Öte yandan Husiler, Yemen halkının çektiği acılardan başta Yemen’in meşru hükümeti olmak üzere ABD ve müttefiklerinin sorumlu olduğunu söyledi. ABD merkezli haber kanalı NBC tarafından aktarılan Husilere bağlı medya organlarının haberlerine göre Husiler, 17 Mart 2025 tarihinde 53 kişinin ölümüne ve 98 kişinin yaralanmasına neden olan ABD’nin son saldırılarını ‘suç teşkil eden saldırganlık’ olarak nitelendirdi. Kızıldeniz’deki gemilere ve askeri hedeflere yönelik saldırılarının dış müdahaleye ve Gazze'ye uygulanan kuşatmaya karşı savunma amaçlı bir yanıt olduğunu vurgulayan Husiler, Filistinlilerle dayanışma içinde olduklarını açıkladılar.

Medyada yer alan haberlere göre Husilerin Kızıldeniz’de uluslararası gemilere yönelik saldırıları ülke içindeki popülariteleri ve saflarına savaşçı çekme hızını arttırdı. Uluslararası toplumu kendileriyle etkileşime girmeye zorladılar ve Yemen'in resmi hükümeti olarak tanınmamalarına rağmen popüler bir yankı uyandırdılar. Nüfuzları zayıf olmasına rağmen İsrail'e füze atmalarının ardındaki gizli amaçlarından biri de buydu.

Şarku’l Avsat’ın Independent Arabia’dan çevirdiği habere göre Yemen hükümeti, İran'ı, ‘Birleşmiş Milletler (BM) silah ambargosunu ihlal ederek Husileri İHA ve balistik füzeler gibi çeşitli silahlarla desteklemekle’ suçluyor. Buna karşın İran Devrim Muhafızları Ordusu (DMO) Genel Komutanı Hüseyin Selami, İran medyasına yaptığı açıklamada, Tahran'ın Husilerin kararlarını doğrudan kontrol ettiği iddialarını reddederek Husilerin kararlarını bağımsız bir şekilde aldıklarını vurguladı. Ancak Yemen hükümeti çevreleri İran'ın desteğinin Husilerin eylemlerinin ana kaynağı olduğunda ısrar ediyor.
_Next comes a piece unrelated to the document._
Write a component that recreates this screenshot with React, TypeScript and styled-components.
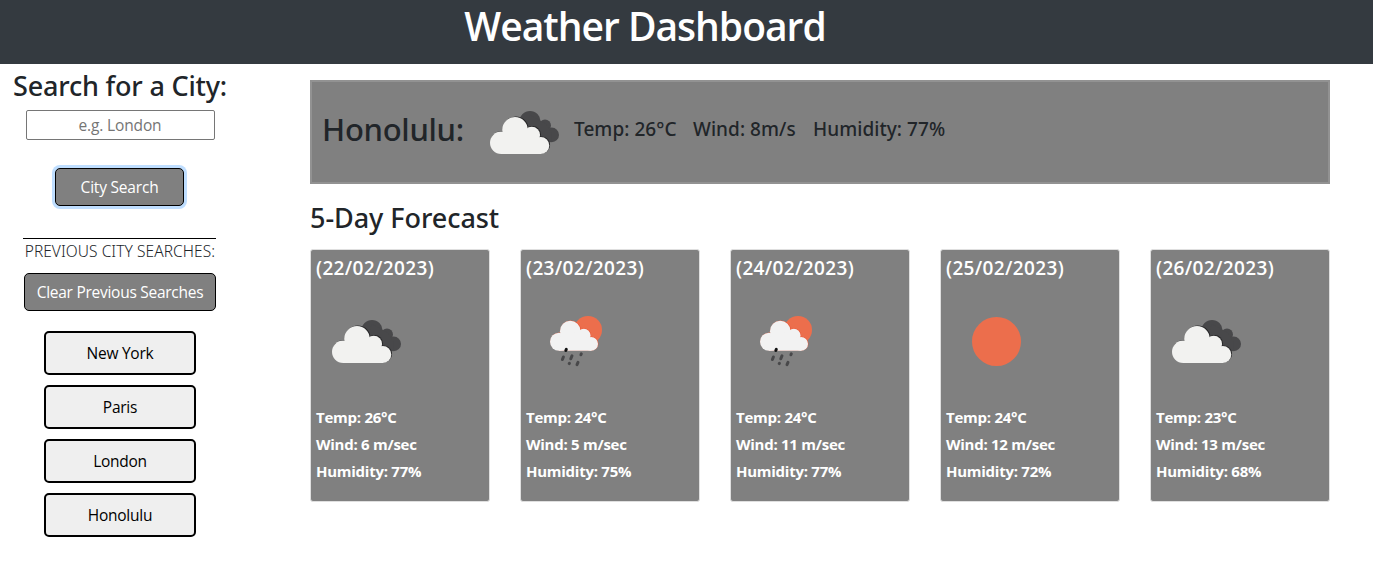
import React from "react";
import styled, { createGlobalStyle } from "styled-components";

const GlobalStyle = createGlobalStyle`
  *, *::before, *::after { box-sizing: border-box; }
  body {
    margin: 0;
    background: #fff;
    color: #212529;
    font-family: "Segoe UI", "Open Sans", "Noto Sans", sans-serif;
    font-size: 16px;
    line-height: 1.5;
    overflow: hidden;
  }
  h1, h2, h3, h4, p { margin: 0; white-space: nowrap; }
  h2, h3 { font-family: "Segoe UI", "Noto Sans", sans-serif; }
  button, input { font-family: inherit; }
`;

const Header = styled.header`
  height: 64px;
  padding: 2px 83px 0 0;
  background: #343a40;
  display: flex;
  justify-content: center;
`;

const Title = styled.h1`
  color: #fff;
  font-size: 39px;
  font-weight: 600;
  line-height: 48px;
  letter-spacing: -1px;
`;

const Layout = styled.div`
  display: flex;
  align-items: flex-start;
`;

const Sidebar = styled.aside`
  width: 240px;
  padding-top: 5px;
  display: flex;
  flex-direction: column;
  align-items: center;
`;

const SearchHeading = styled.h2`
  font-size: 27px;
  font-weight: 500;
  line-height: 34px;
  letter-spacing: -0.18px;
`;

const CityInput = styled.input`
  width: 189px;
  height: 30px;
  margin-top: 7px;
  padding: 1px 2px;
  border: 1px solid #767676;
  border-radius: 2px;
  background: #fff;
  text-align: center;
  font-size: 15.5px;
  letter-spacing: -0.15px;
  &::placeholder { color: #757575; opacity: 1; }
`;

const ActionButton = styled.button<{ $width: number; $focused?: boolean }>`
  width: ${(p) => p.$width}px;
  height: 38px;
  padding: 0;
  border: 1px solid #000;
  border-radius: 5px;
  background: #808080;
  color: #fff;
  font-size: 15.5px;
  line-height: 24px;
  letter-spacing: ${(p) => (p.$focused ? "-0.2px" : "-0.27px")};
  white-space: nowrap;
  box-shadow: ${(p) => (p.$focused ? "0 0 0 3px #bfdeff" : "none")};
`;

const SearchArea = styled.div`
  padding: 28px 1px 32px 0;
`;

const History = styled.section`
  width: 193px;
  margin-right: 1px;
  border-top: 1px solid #000;
  display: flex;
  flex-direction: column;
  align-items: flex-end;
`;

const HistoryLabel = styled.p`
  margin: 0 1px 9px 0;
  font-family: "Segoe UI", "Noto Sans", sans-serif;
  font-size: 15.5px;
  font-weight: 300;
  line-height: 25px;
  letter-spacing: 0.06px;
`;

const CityList = styled.div`
  display: flex;
  flex-direction: column;
  gap: 10px;
  margin: 20px 20px 0 0;
`;

const CityButton = styled.button`
  width: 152px;
  height: 44px;
  padding: 0;
  border: 2px solid #000;
  border-radius: 5px;
  background: #efefef;
  color: #000;
  font-size: 15.5px;
  letter-spacing: -0.25px;
`;

const Main = styled.main`
  width: 1020px;
  margin-left: 70px;
  padding-top: 16px;
`;

const Current = styled.section`
  height: 104px;
  padding: 0 0 6px 10px;
  border: 2px solid #929292;
  background: #808080;
  display: flex;
  align-items: center;
`;

const CityName = styled.h2`
  width: 168px;
  font-size: 31px;
  font-weight: 500;
  line-height: 40px;
  letter-spacing: -0.3px;
`;

const Readings = styled.div`
  display: flex;
  margin-left: 14px;
`;

const Reading = styled.h3<{ $width: number }>`
  width: ${(p) => p.$width}px;
  font-size: 19px;
  font-weight: 500;
  line-height: 24px;
  letter-spacing: 0.05px;
`;

const ForecastHeading = styled.h3`
  margin-top: 17px;
  font-size: 27px;
  font-weight: 500;
  line-height: 34px;
  letter-spacing: -0.05px;
`;

const Cards = styled.div`
  display: flex;
  gap: 30px;
  margin-top: 14px;
`;

const Card = styled.article`
  width: 180px;
  height: 253px;
  padding: 6px 5px;
  border: 1px solid #dfdfdf;
  border-radius: 3px;
  background: #808080;
  color: #fff;
`;

const CardDate = styled.h4`
  font-size: 19px;
  font-weight: 600;
  line-height: 24px;
  letter-spacing: 0.35px;
`;

const IconSlot = styled.div`
  height: 124px;
  padding-top: 12px;
`;

const CardLine = styled.p`
  font-size: 15px;
  font-weight: 700;
  line-height: 27px;
  letter-spacing: -0.26px;
`;

const Svg = styled.svg`
  display: block;
  flex: none;
`;

const CurrentIcon = styled(Svg)`
  margin-top: 8px;
`;

const FrontCloud = () => (
  <>
    <circle cx="11.2" cy="31.8" r="11.2" />
    <circle cx="25" cy="18.7" r="12.7" />
    <circle cx="41.8" cy="24" r="8.3" />
    <circle cx="50.8" cy="34.5" r="8.5" />
    <path d="M11 43V27L25 20L42 22L51 34V43Z" />
  </>
);

const CloudDrawing = () => (
  <>
    <g fill="#48484a">
      <circle cx="40" cy="10.6" r="10.6" />
      <circle cx="55" cy="14.5" r="6" />
      <circle cx="61.7" cy="23.9" r="7.3" />
      <path d="M40 4L56 13L62 23L61 31.2L48 28L35 18Z" />
    </g>
    <g fill="#252526" transform="translate(.8 -.6)"><FrontCloud /></g>
    <g fill="#f2f2f0"><FrontCloud /></g>
  </>
);

type Kind = "cloud" | "rain" | "sun";

const WeatherIcon = ({ kind }: { kind: Kind }) => (
  <Svg width="100" height="100" viewBox="0 0 100 100">
    {kind === "cloud" && (
      <g transform="translate(16 28)"><CloudDrawing /></g>
    )}
    {kind === "rain" && (
      <>
        <circle cx="62" cy="38" r="14" fill="#ec6e4c" />
        <g transform="translate(24.4 23.7) scale(.81)" fill="#e94d2c"><FrontCloud /></g>
        <g transform="translate(24 24) scale(.81)" fill="#f2f2f2"><FrontCloud /></g>
        <g stroke="#48484a" strokeWidth="3" strokeLinecap="round">
          <path stroke="#111" d="M40.3 57.4L39.8 58.5" />
          <path d="M37.4 65L36.4 67.5M46 63.8L44.8 66.8M55.3 61.8L54.9 62.8M43.4 71.3L43.2 71.6M52 70.3L51 72.6" />
        </g>
      </>
    )}
    {kind === "sun" && <circle cx="50.5" cy="49.5" r="24.5" fill="#ec6e4c" />}
  </Svg>
);

const cities = ["New York", "Paris", "London", "Honolulu"];

const days: { date: string; kind: Kind; temp: number; wind: number; humidity: number }[] = [
  { date: "22/02/2023", kind: "cloud", temp: 26, wind: 6, humidity: 77 },
  { date: "23/02/2023", kind: "rain", temp: 24, wind: 5, humidity: 75 },
  { date: "24/02/2023", kind: "rain", temp: 24, wind: 11, humidity: 77 },
  { date: "25/02/2023", kind: "sun", temp: 24, wind: 12, humidity: 72 },
  { date: "26/02/2023", kind: "cloud", temp: 23, wind: 13, humidity: 68 },
];

export default function App() {
  return (
    <>
      <GlobalStyle />
      <Header><Title>Weather Dashboard</Title></Header>
      <Layout>
        <Sidebar>
          <SearchHeading>Search for a City:</SearchHeading>
          <CityInput placeholder="e.g. London" />
          <SearchArea>
            <ActionButton $width={129} $focused>City Search</ActionButton>
          </SearchArea>
          <History>
            <HistoryLabel>PREVIOUS CITY SEARCHES:</HistoryLabel>
            <ActionButton $width={192}>Clear Previous Searches</ActionButton>
            <CityList>
              {cities.map((c) => <CityButton key={c}>{c}</CityButton>)}
            </CityList>
          </History>
        </Sidebar>
        <Main>
          <Current>
            <CityName>Honolulu:</CityName>
            <CurrentIcon width="70" height="44" viewBox="0 0 70 44"><CloudDrawing /></CurrentIcon>
            <Readings>
              <Reading $width={119}>Temp: 26°C</Reading>
              <Reading $width={120}>Wind: 8m/s</Reading>
              <Reading $width={140}>Humidity: 77%</Reading>
            </Readings>
          </Current>
          <ForecastHeading>5-Day Forecast</ForecastHeading>
          <Cards>
            {days.map((d) => (
              <Card key={d.date}>
                <CardDate>({d.date})</CardDate>
                <IconSlot><WeatherIcon kind={d.kind} /></IconSlot>
                <CardLine>Temp: {d.temp}°C</CardLine>
                <CardLine>Wind: {d.wind} m/sec</CardLine>
                <CardLine>Humidity: {d.humidity}%</CardLine>
              </Card>
            ))}
          </Cards>
        </Main>
      </Layout>
    </>
  );
}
Yemen hükümeti, ABD'nin hava saldırıları sonucunda Husilerin kontrolündeki limanlarda meydana gelen ağır kayıpların ardından ‘Husiler Yemen'e yıkım getiriyor’ etiketiyle (hashtag) bir sosyal medya kampanyası başlattı. Kampanyanın amacının ‘Husilerin suçlarını ifşa etmek ve ülke kaynaklarına verdikleri zararın boyutlarını ortaya koymak, altyapı ile ekonomik ve sivil tesislerin tahrip edilmesinden ve bunların savaş amacıyla kullanılmasından onları tamamen sorumlu tutmak’ olduğu belirtildi.

Husiler cuma günü, ABD'nin Yemen'in batısındaki Hudeyde ilinde bir petrol ihracatı limanına gece boyunca düzenlediği saldırılarda ölenlerin sayısının 80'e yükseldiğini ve bu sayının Washington'ın bir ay önce başlattığı yoğun hava saldırılarının en ölümcülü olduğunu açıkladılar.

Bu arada saldırılar şiddetlenmeye devam ederken, ABD ile İran arasındaki müzakereler Umman’ın başkenti Maskat'ın ardından Roma'da tüm hızıyla devam ediyor. Basında yer alan haberlerde, İran’ın Dini Lideri Ali Hamaney’in Suudi Arabistan Savunma Bakanı Prens Halid bin Selman'la bölgedeki birçok karmaşık meseleyi görüşmek üzere bir araya gelmesinin ardından gerilimin azalacağına dair umutlar ifade edildi.